Judas, he OK
About 400 of about 1,370 Gospel of Judas news stories say it's a Gnostic document, says the gospel according to Google. Too bad for us readers. Gnostics were gotcha writers who predated Christ. They rehabbed Cain too, portraying him as a decent fellow even if he did do his brother Abel in, and Esau, famous seller of birthright for mess of pottage. In this one they rehab Judas, "a good poster boy for the Gnostic movement." The news prompted one writer to Chi Trib -- not for or in it, thank God -- to call for his canonization, arguing that there would be no Christianity if not for St. Judas.
Gnostics -- opposite of agnostics, remember, the prefix "a" being Greek for "non" -- were know-it-alls. Rather, they knew things the rest of us didn't. How did they know it? They just knew it, that's all. You had to join.
Meanwhile, Chi Trib's John Kass celebrates Easter with the frankest statement of faith in a daily newspaper that I have seen. Not even op-ed writers are as clear, being at pains to win over the other side and not too sharply to delineate their own. He swings from the Eastern Orthodox side of the plate but is kind enough to go Easter today, not next week.
He notes his secular-media colleagues' penchant for "skittish" approach to religion but "dogmatic" approach to "scientific progress [and] the ability of government officials and technology and reason to solve the problems of the modern world" and the like, but begs not to offend. "My sins haunt me," he says, "and what they've left behind reminds me that I'm nobody to tell others about what should be in their hearts."
Hollywood's doing the "Da Vinci Code," he notes, however, and there's the Judas gospel, covered "as if it were a missing companion to the other four" when it never was even a runner-up. They both feature doubt, and no doubt about it, "doubt sells." Put another way, "Jesus saves--circulation," a friend at a newsweekly told him. Put yet another way, man biting dog is headline stuff; so is the St.

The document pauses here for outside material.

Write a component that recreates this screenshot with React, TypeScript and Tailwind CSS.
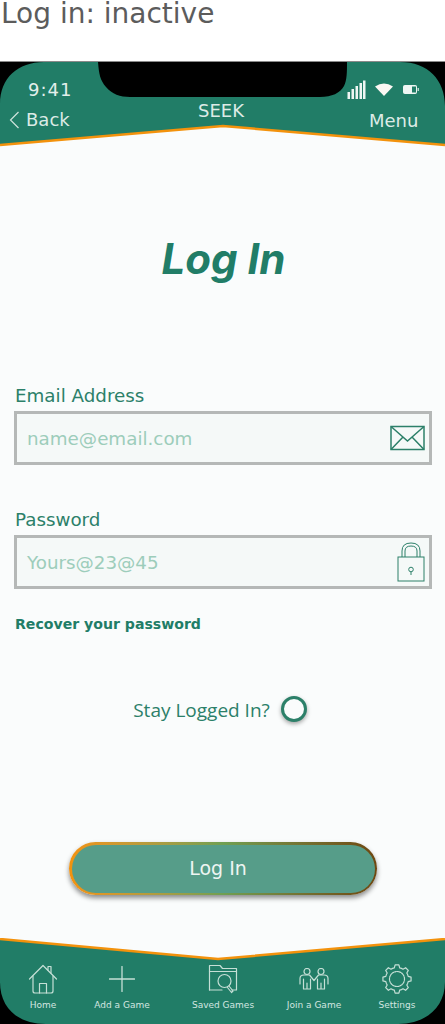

Judas idea. And promoting it may even be rich fun for the promoters.
National Geographic Magazine, for instance, says the newly discovered document offers "new insights" into Judas. They collaborated in its discovery and are in fact selling it.
It ain't all bad news on the Christian front, however. Yesterday's page one story on Holy Family RC church, in Inverness, by Chi Trib's Margaret Ramirez, was on the mark as depiction of energetic competition between Christian camps for spiritually hungry parishioners. Holy Family got its start as alternative to Willow Creek "mega-church" three miles away, she reports. Cardinal Bernardin put it in play. What the hugely successful Willow Creek thinks about it is not mentioned, but one can allow a little entrepreneurship in these matters, and this startup is thriving. (So is Willow Creek, we presume.)
Holy Family competes in Wesleyan fashion with Willow Creek, applying the latest in Evangelical-church devices -- big-screen shots of hymn lyrics, for instance -- and at least one very old one, a baptism-by-immersion font. There would be no kneelers in the recently renovated building -- sanctuary, say Protestants, body of the church or just church, say Romans -- but Downtown said put 'em in, exercising some very non-evangelical central control. Cardinal George is fingered as the authority in effect, which he most certainly is. But Cardinal George, are there kneelers in St. Peter's in Rome? (No.)